Что касается Галилео Галилея, то те, кто заставляли его признать, что мир устроен по-другому, не были знакомы с византийской гимнографией. А что касается нас с вами и наших предков, знакомых с византийской гимнографией, то тут, конечно, полная беда. Не только мы с вами в XX веке, но и наши далекие предки в прежние времена тоже не всегда вслушивались в слово богослужебное. Приятное пение, красивый голос, упоительный напев – всё это как-то уводило на второй план содержание богослужебного текста. Поэтому я сейчас в этих вечерних передачах так много говорю именно о содержании богослужебного текста, [о том,] что богослужение – это наше удивительное сокровище. И то, что в богословии на Западе излагалось в виде трактатов, у нас нашло выражение в богослужебных песнопениях. Поэтому здесь всё богословие, причем богословие удивительно смелое, удивительно яркое – богословие, неотделимое от молитвы. И в силу своей неотделимости от молитвы это богословие может [дать] гораздо больше, чем просто размышление о Боге, чем просто лекционный курс. Потому что в молитве человек прикасается к Богу и получает от Бога те импульсы, которые мы никогда другим способом не получим. Поэтому, конечно, надо изучать богослужебные тексты внимательнейшим образом. Это настоящая энциклопедия православного богословия, особенно каноны.
Почему я сегодня так много говорил о структуре богослужебного текста, о структуре канона, о тех правилах, по которым каноны составляли? По той причине, что нам действительно очень важно понять, как складывается каждое богослужебное песнопение, каждый богослужебный текст, для того чтобы почувствовать не только красоту молитвы, но ее глубину. Ту глубину, в которой раскрываются сердца. Чтобы почувствовать ее глубину, необходимо понять каждое слово, каждый оттенок мысли, каждый новый поворот сердца, который предлагает ему делать молитвенный текст.

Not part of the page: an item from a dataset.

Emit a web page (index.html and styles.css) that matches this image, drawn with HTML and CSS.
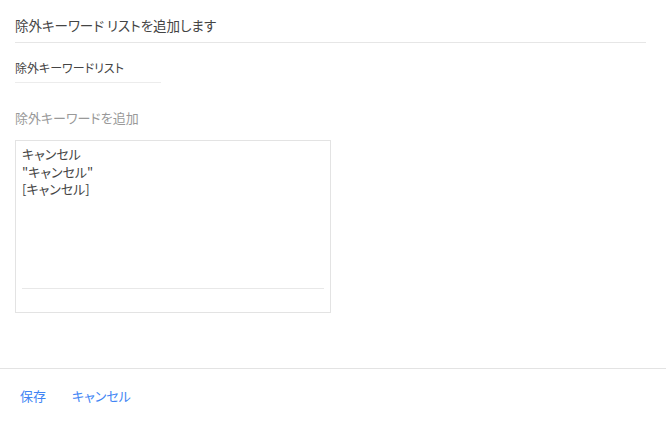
FILE: index.html
```html
<!doctype html>
<html>
  <head>
    <meta charset="utf-8">
    <title>除外キーワード リストを追加します</title>
    <link rel="stylesheet" href="styles.css">
  </head>
  <body>
    <div class="dialog">
      <div class="dialog-title">除外キーワード リストを追加します</div>

      <div class="dialog-body">
        <div class="list-name">除外キーワードリスト</div>
        <div class="add-label">除外キーワードを追加</div>
        <div class="keywords-box">
          <div class="keywords">
            <div>キャンセル</div>
            <div>"キャンセル"</div>
            <div>[キャンセル]</div>
          </div>
          <div class="keywords-rule"></div>
        </div>
      </div>

      <div class="dialog-footer">
        <a href="#" class="action">保存</a>
        <a href="#" class="action">キャンセル</a>
      </div>
    </div>
  </body>
</html>
```

FILE: styles.css
```css
body
{margin:0;
background:#fff;
color:#444;
font-family:"Noto Sans CJK JP","Noto Sans",sans-serif;
font-feature-settings:"palt";}

.dialog{display:flex;flex-direction:column;}

.dialog-title
{margin:0 20px 0 15px;
padding:16px 0 8px 0;
line-height:18px;
font-size:13.5px;
border-bottom:1px solid #e6e6e6;}

.dialog-body{display:flex;flex-direction:column;align-items:flex-start;padding:0 0 0 15px;}

.list-name
{margin-top:16px;
width:146px;
padding-bottom:5px;
line-height:18px;
font-size:12px;
border-bottom:1px solid #ececec;}

.add-label
{margin-top:26px;
line-height:18px;
font-size:13px;
color:#999;}

.keywords-box
{margin-top:13px;
width:302px;
height:167px;
padding:4px 6px 0 6px;
border:1px solid #e3e3e3;
display:flex;
flex-direction:column;}

.keywords{font-size:13px;line-height:17.5px;height:143px;}
.keywords-rule{border-top:1px solid #e8e8e8;}

.dialog-footer
{margin-top:55px;
padding:18px 0 0 20px;
border-top:1px solid #e3e3e3;
display:flex;
gap:26px;}

.action
{line-height:18px;
font-size:13px;
color:#4285f4;
text-decoration:none;}
```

Не так давно одна из наших слушательниц спрашивала про глубину православия и восклицала: «Где она, эта глубина? Покажите мне ее!» Вот она, эта глубина. Она в тех канонах, о которых мы с вами сегодня говорили. Она в тех ирмосах, которые я цитировал, в том ирмосе, который привел мне сегодня в качестве реплики один из наших слушателей. Она в тех песнопениях, которые я сегодня не успел процитировать, потому что их много, их море. Богослужебные книги – это три больших тома на каждый месяц, и на каждой странице там содержатся удивительные, потрясающие тексты. Но только, на нашу беду, мы их совсем не знаем. И, конечно, их надо изучать, это откроет нам ту глубину православия, которой нам действительно иногда не хватает.
Для каждого церковного песнопения есть целый ряд напевов. При том что слова одни и те же, у этих слов есть разные напевы. Одни напевы предназначены для Великого поста, другие – для пасхального времени, третьи напевы обиходные, на каждый день, четвертые – воскресные: одного, другого, третьего гласа и т. д.[13]
Стихи Псалтири – удивительные стихи на еврейском языке – уже по-гречески были превращены в прозу, причем в прозу трудную, временами сухую и лишенную какой бы то ни было красоты. Кирилл и Мефодий, наверное, так же, как те гимнографы, те поэты церковные, о которых я сегодня говорил, очень остро чувствовали, что за этой плохой прозой скрываются удивительные стихи, и сумели во многих случаях переступить через уродливость, через серость греческой прозы и сделать прорыв к потрясающим стихам. Почитайте, скажем, на славянском языке 103-й псалом «Благослови, душе моя, Господа! Господи, Боже мой, возвеличился еси зело, во исповедание и в велелепоту облеклся еси» и далее. Или почитайте псалом [92-й]: «Господь воцарися, в лепоту облечеся. Облечеся Господь в силу и препоясася, ибо утверди вселенную, яже не подвижися». Это тоже потрясающая поэзия в славянском языке, то есть это удивительный возврат, который сумели совершить наши первоучители, к стихам подлинника, хотя подлинника они не знали. А в некоторых случаях у них это не совсем получилось. Поэтому, конечно, какие-то псалмы проще читать по-русски, какие-то псалмы надо разыскивать не только в Синодальном, но и в новых переводах. Ну и кроме того, не надо забывать о целой сокровищнице переводов Псалтири на русский язык в стихах, о тех переводах, которые накопились, особенно за XVIII век, в истории русской литературы. Кто только в XVIII веке не переводил псалмы! И Ломоносов, и Тредиаковский, и Державин, и Востоков, и многие из переводчиков прекрасно, удивительно переводили псалмы.
Поэтому посмотреть и в русском стихотворном варианте Псалтирь, переведенную на язык XVIII века, тоже нужно. Это тоже, быть может, нам, не всегда знающим иврит, поможет прорваться к красоте и глубине библейского подлинника.